### Data segment

____________________

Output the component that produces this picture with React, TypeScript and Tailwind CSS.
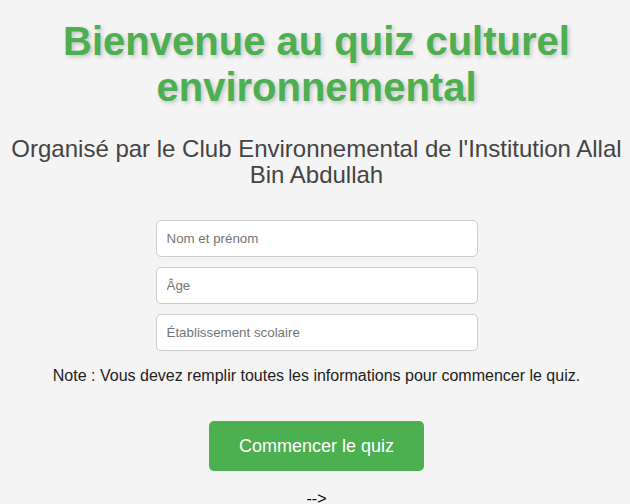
import React from "react";

export default function App() {
  return (
    <div className="min-h-[504px] w-full bg-[#f4f4f4] font-['Liberation_Sans',Arial,sans-serif] text-[#333] flex flex-col items-center text-center pt-[18px] pl-[3px]">
      <h1 className="text-[40px] leading-[46px] font-bold text-[#4caf50] [text-shadow:2px_2px_4px_rgba(0,0,0,0.2)]">
        Bienvenue au quiz culturel
        <br />
        environnemental
      </h1>
      <h2 className="mt-[26px] text-[24px] leading-[26px] font-normal text-[#444]">
        Organisé par le Club Environnemental de l'Institution Allal Bin Abdullah
      </h2>
      <div className="mt-[32px] flex flex-col items-center gap-[10px]">
        <input
          type="text"
          placeholder="Nom et prénom"
          className="w-[322px] h-[37px] px-[10px] text-[13.33px] bg-white border border-[#ccc] rounded-[5px] placeholder:text-[#757575] outline-none"
        />
        <input
          type="text"
          placeholder="Âge"
          className="w-[322px] h-[37px] px-[10px] text-[13.33px] bg-white border border-[#ccc] rounded-[5px] placeholder:text-[#757575] outline-none"
        />
        <input
          type="text"
          placeholder="Établissement scolaire"
          className="w-[322px] h-[37px] px-[10px] text-[13.33px] bg-white border border-[#ccc] rounded-[5px] placeholder:text-[#757575] outline-none"
        />
      </div>
      <p className="mt-[16px] text-[16px] leading-[18px] text-[#222]">
        Note : Vous devez remplir toutes les informations pour commencer le quiz.
      </p>
      <button className="mt-[36px] w-[215px] h-[50px] bg-[#4caf50] text-white text-[18px] rounded-[5px]">
        Commencer le quiz
      </button>
      <div className="mt-[19px] text-[16px] leading-[18px] text-black">--&gt;</div>
    </div>
  );
}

____________________

### Your goal
Transcribe the full listing above exactly, with the images removed.

### Reply to the task
Output the component that produces this picture with React, TypeScript and Tailwind CSS.
import React from "react";

export default function App() {
  return (
    <div className="min-h-[504px] w-full bg-[#f4f4f4] font-['Liberation_Sans',Arial,sans-serif] text-[#333] flex flex-col items-center text-center pt-[18px] pl-[3px]">
      <h1 className="text-[40px] leading-[46px] font-bold text-[#4caf50] [text-shadow:2px_2px_4px_rgba(0,0,0,0.2)]">
        Bienvenue au quiz culturel
        <br />
        environnemental
      </h1>
      <h2 className="mt-[26px] text-[24px] leading-[26px] font-normal text-[#444]">
        Organisé par le Club Environnemental de l'Institution Allal Bin Abdullah
      </h2>
      <div className="mt-[32px] flex flex-col items-center gap-[10px]">
        <input
          type="text"
          placeholder="Nom et prénom"
          className="w-[322px] h-[37px] px-[10px] text-[13.33px] bg-white border border-[#ccc] rounded-[5px] placeholder:text-[#757575] outline-none"
        />
        <input
          type="text"
          placeholder="Âge"
          className="w-[322px] h-[37px] px-[10px] text-[13.33px] bg-white border border-[#ccc] rounded-[5px] placeholder:text-[#757575] outline-none"
        />
        <input
          type="text"
          placeholder="Établissement scolaire"
          className="w-[322px] h-[37px] px-[10px] text-[13.33px] bg-white border border-[#ccc] rounded-[5px] placeholder:text-[#757575] outline-none"
        />
      </div>
      <p className="mt-[16px] text-[16px] leading-[18px] text-[#222]">
        Note : Vous devez remplir toutes les informations pour commencer le quiz.
      </p>
      <button className="mt-[36px] w-[215px] h-[50px] bg-[#4caf50] text-white text-[18px] rounded-[5px]">
        Commencer le quiz
      </button>
      <div className="mt-[19px] text-[16px] leading-[18px] text-black">--&gt;</div>
    </div>
  );
}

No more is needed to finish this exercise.